Working data:

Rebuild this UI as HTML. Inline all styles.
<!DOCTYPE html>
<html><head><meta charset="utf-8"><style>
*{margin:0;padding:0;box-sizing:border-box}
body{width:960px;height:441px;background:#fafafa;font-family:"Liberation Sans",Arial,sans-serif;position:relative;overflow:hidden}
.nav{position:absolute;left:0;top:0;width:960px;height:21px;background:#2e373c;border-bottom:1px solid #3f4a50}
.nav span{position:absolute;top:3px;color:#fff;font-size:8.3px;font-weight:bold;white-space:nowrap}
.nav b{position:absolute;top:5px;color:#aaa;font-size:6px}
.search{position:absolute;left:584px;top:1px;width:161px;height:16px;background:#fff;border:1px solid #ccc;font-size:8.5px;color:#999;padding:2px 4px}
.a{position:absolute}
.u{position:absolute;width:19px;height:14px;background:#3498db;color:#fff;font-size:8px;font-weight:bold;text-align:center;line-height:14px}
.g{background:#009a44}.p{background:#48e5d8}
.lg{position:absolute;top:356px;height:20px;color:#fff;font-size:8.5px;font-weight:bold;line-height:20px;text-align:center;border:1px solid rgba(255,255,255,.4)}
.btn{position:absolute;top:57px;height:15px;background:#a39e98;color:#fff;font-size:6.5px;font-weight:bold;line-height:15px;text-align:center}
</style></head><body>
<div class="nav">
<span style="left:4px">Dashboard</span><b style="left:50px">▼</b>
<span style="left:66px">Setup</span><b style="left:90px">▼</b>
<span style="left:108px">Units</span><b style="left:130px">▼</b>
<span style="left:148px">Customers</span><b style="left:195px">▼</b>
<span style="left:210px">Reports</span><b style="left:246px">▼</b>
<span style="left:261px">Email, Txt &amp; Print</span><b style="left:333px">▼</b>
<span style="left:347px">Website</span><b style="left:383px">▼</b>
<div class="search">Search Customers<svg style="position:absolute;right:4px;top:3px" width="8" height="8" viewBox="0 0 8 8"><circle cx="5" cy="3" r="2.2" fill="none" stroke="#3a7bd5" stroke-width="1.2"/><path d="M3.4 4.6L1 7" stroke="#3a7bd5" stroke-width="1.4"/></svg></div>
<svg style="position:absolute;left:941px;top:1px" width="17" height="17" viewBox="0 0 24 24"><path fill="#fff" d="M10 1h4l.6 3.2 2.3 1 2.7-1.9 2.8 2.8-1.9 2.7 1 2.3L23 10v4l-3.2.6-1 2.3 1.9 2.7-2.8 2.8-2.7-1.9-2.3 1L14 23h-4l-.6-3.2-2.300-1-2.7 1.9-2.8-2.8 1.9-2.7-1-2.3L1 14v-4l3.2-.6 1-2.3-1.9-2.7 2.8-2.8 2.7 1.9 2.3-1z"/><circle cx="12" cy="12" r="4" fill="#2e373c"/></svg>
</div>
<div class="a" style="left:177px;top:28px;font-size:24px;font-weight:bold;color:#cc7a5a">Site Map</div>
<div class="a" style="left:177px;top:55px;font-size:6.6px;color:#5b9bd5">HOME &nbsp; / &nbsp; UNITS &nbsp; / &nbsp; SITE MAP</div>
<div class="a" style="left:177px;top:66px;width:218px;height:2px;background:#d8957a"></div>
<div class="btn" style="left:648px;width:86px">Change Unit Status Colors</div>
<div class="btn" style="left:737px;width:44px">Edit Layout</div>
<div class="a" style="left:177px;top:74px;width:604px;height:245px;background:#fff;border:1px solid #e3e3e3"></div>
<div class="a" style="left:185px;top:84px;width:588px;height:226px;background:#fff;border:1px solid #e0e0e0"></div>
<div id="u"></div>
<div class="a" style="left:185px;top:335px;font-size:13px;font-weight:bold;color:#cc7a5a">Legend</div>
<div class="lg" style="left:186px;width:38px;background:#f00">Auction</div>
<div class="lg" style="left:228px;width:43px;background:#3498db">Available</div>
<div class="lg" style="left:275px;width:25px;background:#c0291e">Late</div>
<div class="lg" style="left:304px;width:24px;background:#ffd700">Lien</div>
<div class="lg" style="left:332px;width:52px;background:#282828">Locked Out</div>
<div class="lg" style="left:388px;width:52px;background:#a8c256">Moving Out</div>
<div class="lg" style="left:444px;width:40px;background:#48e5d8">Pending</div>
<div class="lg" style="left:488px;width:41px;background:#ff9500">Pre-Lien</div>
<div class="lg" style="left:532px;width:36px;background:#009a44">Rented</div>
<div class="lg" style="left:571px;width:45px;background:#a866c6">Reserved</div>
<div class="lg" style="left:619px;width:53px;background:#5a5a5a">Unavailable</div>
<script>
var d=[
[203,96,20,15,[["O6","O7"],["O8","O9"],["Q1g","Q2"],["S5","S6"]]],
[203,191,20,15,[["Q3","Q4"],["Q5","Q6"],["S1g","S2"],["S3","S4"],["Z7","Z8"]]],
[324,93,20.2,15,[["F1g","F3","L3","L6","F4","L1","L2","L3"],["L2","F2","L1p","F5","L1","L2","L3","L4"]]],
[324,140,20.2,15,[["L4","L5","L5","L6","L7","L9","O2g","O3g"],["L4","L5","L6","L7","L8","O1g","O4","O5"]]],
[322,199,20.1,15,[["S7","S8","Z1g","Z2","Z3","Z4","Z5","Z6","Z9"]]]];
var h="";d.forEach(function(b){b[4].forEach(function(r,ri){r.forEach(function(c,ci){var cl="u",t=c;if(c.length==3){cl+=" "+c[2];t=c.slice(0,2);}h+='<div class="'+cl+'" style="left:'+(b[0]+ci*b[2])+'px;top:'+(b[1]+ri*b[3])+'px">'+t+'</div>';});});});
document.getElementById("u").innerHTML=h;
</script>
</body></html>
...
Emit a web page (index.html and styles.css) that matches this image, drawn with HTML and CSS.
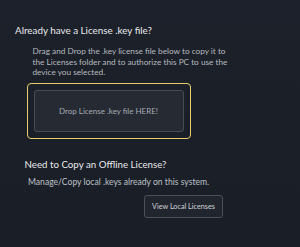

Challenge:
In the entries above, identify every line with the word "styles". Copy those lines.

Written response:
Rebuild this UI as HTML. Inline all styles.
Emit a web page (index.html and styles.css) that matches this image, drawn with HTML and CSS.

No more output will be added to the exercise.